These would be long term projects, spanning decades.
Companies
are unlikely to respond quickly to the threat of having to disclose their
planned and actual expenditure, and widespread underspending will look like
failure. On the other hand, if spent, the money involved (which is equivalent
to about 12 percent of this year’s Ministry of Rural Development’s budget)

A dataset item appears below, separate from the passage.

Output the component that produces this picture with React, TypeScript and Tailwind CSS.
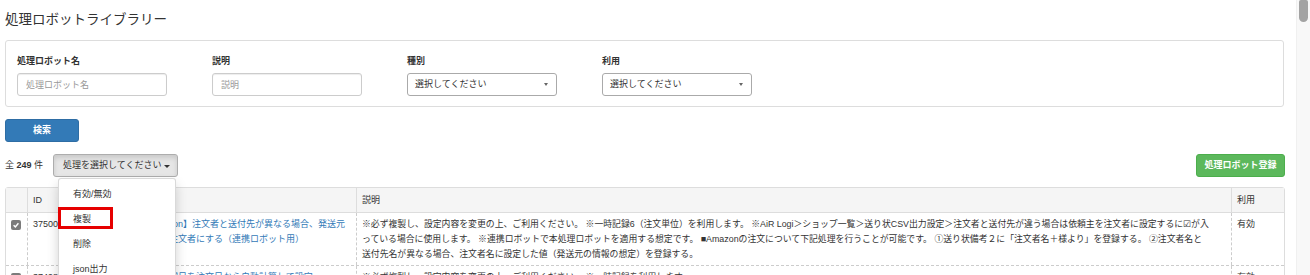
const cols = 'grid grid-cols-[21px_73px_256px_875px_53px]'

const filters = [
  { label: '処理ロボット名', kind: 'input' },
  { label: '説明', kind: 'input' },
  { label: '種別', kind: 'select' },
  { label: '利用', kind: 'select' },
]

const menuItems = ['有効/無効', '複製', '削除', 'json出力']

const rows = [
  {
    id: '37500',
    checked: true,
    name: ['【AiR連携 Amazon】注文者と送付先が異なる場合、発送元', '（発送元名）を注文者にする（連携ロボット用）'],
    desc: [
      '※必ず複製し、設定内容を変更の上、ご利用ください。 ※一時記録6（注文単位）を利用します。 ※AiR Logi＞ショップ一覧＞送り状CSV出力設定＞注文者と送付先が違う場合は依頼主を注文者に設定するに☑が入',
      'っている場合に使用します。 ※連携ロボットで本処理ロボットを適用する想定です。 ■Amazonの注文について下記処理を行うことが可能です。 ①送り状備考２に「注文者名＋様より」を登録する。 ②注文者名と',
      '送付先名が異なる場合、注文者名に設定した値（発送元の情報の想定）を登録する。',
    ],
    use: '有効',
  },
  {
    id: '37498',
    checked: false,
    name: ['【楽天】配送希望日を注文日から自動計算して設定'],
    desc: ['※必ず複製し、設定内容を変更の上、ご利用ください。 ※一時記録を利用します。'],
    use: '有効',
  },
]

function Checkbox({ checked }: { checked: boolean }) {
  return (
    <div className="mt-[3px] ml-[5px] flex h-[10px] w-[10px] items-center justify-center rounded-[2px] bg-[#7b7b7b]">
      {checked && (
        <svg viewBox="0 0 10 10" className="h-[8px] w-[8px]">
          <path d="M2 5.2 L4.2 7.3 L8 2.8" fill="none" stroke="white" strokeWidth="1.8" />
        </svg>
      )}
    </div>
  )
}

export default function App() {
  return (
    <div className="flex h-[275px] w-[1310px] overflow-hidden bg-white font-['Liberation_Sans','Noto_Sans_CJK_JP',sans-serif] text-[9px] leading-[15px] text-[#333]">
      <main className="flex-1 pt-[10px] pl-[5px] pr-[11px]">
        <h1 className="text-[13.5px] leading-[20px] font-normal">処理ロボットライブラリー</h1>

        {/* 検索条件 */}
        <div className="mt-[10px] mr-[1px] flex rounded-[3px] border border-[#ddd] pt-[13px] pb-[10px] pl-[11px]">
          {filters.map((f) => (
            <div key={f.label} className="w-[195px]">
              <div className="mb-[4px] font-bold">{f.label}</div>
              {f.kind === 'input' ? (
                <input
                  placeholder={f.label}
                  className="h-[23px] w-[150px] rounded-[3px] border border-[#ccc] px-[8px] text-[9px] shadow-[inset_0_1px_1px_rgba(0,0,0,0.075)] outline-none placeholder:text-[#999]"
                />
              ) : (
                <div className="flex h-[23px] w-[150px] items-center justify-between rounded-[3px] border border-[#aaa] bg-white pl-[7px] pr-[8px]">
                  <span>選択してください</span>
                  <span className="h-0 w-0 border-x-[2px] border-t-[3px] border-x-transparent border-t-[#666]" />
                </div>
              )}
            </div>
          ))}
        </div>

        <button className="mt-[12px] flex h-[23px] w-[74px] items-center justify-center rounded-[3px] border border-[#2e6da4] bg-[#337ab7] font-bold text-white">
          検索
        </button>

        {/* ツールバー */}
        <div className="mt-[12px] flex h-[23px] items-center justify-between">
          <div className="flex items-center">
            <span>
              全 <b>249</b> 件
            </span>
            <div className="relative ml-[10px]">
              <button className="flex h-[23px] items-center gap-[2px] rounded-[3px] border border-[#adadad] bg-[#e6e6e6] pl-[9px] pr-[7px] shadow-[inset_0_3px_5px_rgba(0,0,0,0.125)]">
                処理を選択してください
                <span className="mt-[1px] h-0 w-0 border-x-[3px] border-t-[3px] border-x-transparent border-t-[#333]" />
              </button>
              <div className="absolute top-[calc(100%+1px)] left-[5px] z-10 w-[118px] rounded-[3px] border border-[rgba(0,0,0,0.15)] bg-white pt-[3px] shadow-[0_6px_12px_rgba(0,0,0,0.175)]">
                {menuItems.map((m) => (
                  <div key={m} className="h-[25px] pl-[14px] leading-[25px]">
                    {m}
                  </div>
                ))}
                <div className="absolute top-[28px] -left-[1px] h-[22px] w-[55px] border-[3px] border-[#e60000]" />
              </div>
            </div>
          </div>
          <button className="h-[23px] w-[89px] rounded-[3px] border border-[#4cae4c] bg-[#5cb85c] font-bold text-white">
            処理ロボット登録
          </button>
        </div>

        {/* 一覧 */}
        <div className="mt-[10px] rounded-t-[3px] border border-[#ddd]">
          <div className={`${cols} h-[25px] border-b border-[#ddd] bg-[#f5f5f5]`}>
            <div />
            <div className="flex items-center border-l border-[#ddd] px-[5px]">ID</div>
            <div className="flex items-center border-l border-[#ddd] px-[5px]">処理ロボット名</div>
            <div className="flex items-center border-l border-[#ddd] px-[5px]">説明</div>
            <div className="flex items-center border-l border-[#ddd] px-[5px]">利用</div>
          </div>
          {rows.map((r) => (
            <div key={r.id} className={`${cols} border-b border-dashed border-[#ccc]`}>
              <div className="pt-[4px] pb-[3px]">
                <Checkbox checked={r.checked} />
              </div>
              <div className="border-l border-dashed border-[#ccc] px-[5px] pt-[4px] pb-[3px]">{r.id}</div>
              <div className="overflow-hidden border-l border-dashed border-[#ccc] px-[5px] pt-[4px] pb-[3px] whitespace-nowrap text-[#337ab7]">
                {r.name.map((l) => (
                  <div key={l}>{l}</div>
                ))}
              </div>
              <div className="overflow-hidden border-l border-dashed border-[#ccc] px-[5px] pt-[4px] pb-[3px] text-[8.85px] whitespace-nowrap">
                {r.desc.map((l) => (
                  <div key={l}>{l}</div>
                ))}
              </div>
              <div className="border-l border-dashed border-[#ccc] px-[5px] pt-[4px] pb-[3px]">{r.use}</div>
            </div>
          ))}
        </div>
      </main>

      {/* スクロールバー */}
      <div className="w-[14px] border-l border-[#f0f0f0] bg-[#f8f8f8] pl-[2px]">
        <div className="h-[22px] w-[9px] rounded-t-[2px] rounded-b-[5px] bg-[#a3a3a3]" />
      </div>
    </div>
  )
}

would flood the existing collection of NGOs, social businesses, and others
working outside of the state on social causes with new cash, attracting
inexperienced and diversely motivated new entrants. Existing NGOs often
struggle to build the human capital and operational capacity to handle the
current private social budget from philanthropy, and few have systems in place
to track, much less report social impact. An exclusive list of approved social
activities would become a focal point for lobbying and newer, more creative approaches
could easily be left out.
At
the same time, however, the companies that fall under the CSR provision display
some of the key ingredients for social innovation and an ability to convert
cash into development: decentralised decision-making, institutionalised
attention to at least some forms of need, demonstrated capacity for
adaptability, and the clear ability to move from idea to implementation. With
the right oversight, this potential could flourish into some much-needed
caulking around the cracks of an imperfect state. Seizing this opportunity will
require an uncharacteristic degree of government restraint, as well as more
strategic policy investment in strengthening systems for disclosure.
The
current perfunctory disclosure clause handicaps even this nascent potential for
public oversight to motivate social effort. Spending obligations are highly
concentrated among companies that face limited risk that customers will shun
them for absent or inept CSR. More than half of the profits after tax available
from companies on the 2012 Economic Times 500 list of India’s largest
listed companies are in industries that face limited competition to meet
critical needs (such as shipping or refining), don’t depend on everyday
goodwill for their brand (such as steel or cement), or simply have a reputation
that dwarfs attention to CSR (such as mining).
What
is more, three-quarters of India’s companies are family-owned or promoted,
according to Chandrajit Banerjee, Director-General of the Confederation of
Indian Industry, and it’s hard to see how disclosing failure to meet CSR spend
at the Annual General Meeting of this audience would be a threat. This context
will evolve—the Companies Bill has new protections for minority shareholders
which may encourage more diverse investors to jump in, and India Inc.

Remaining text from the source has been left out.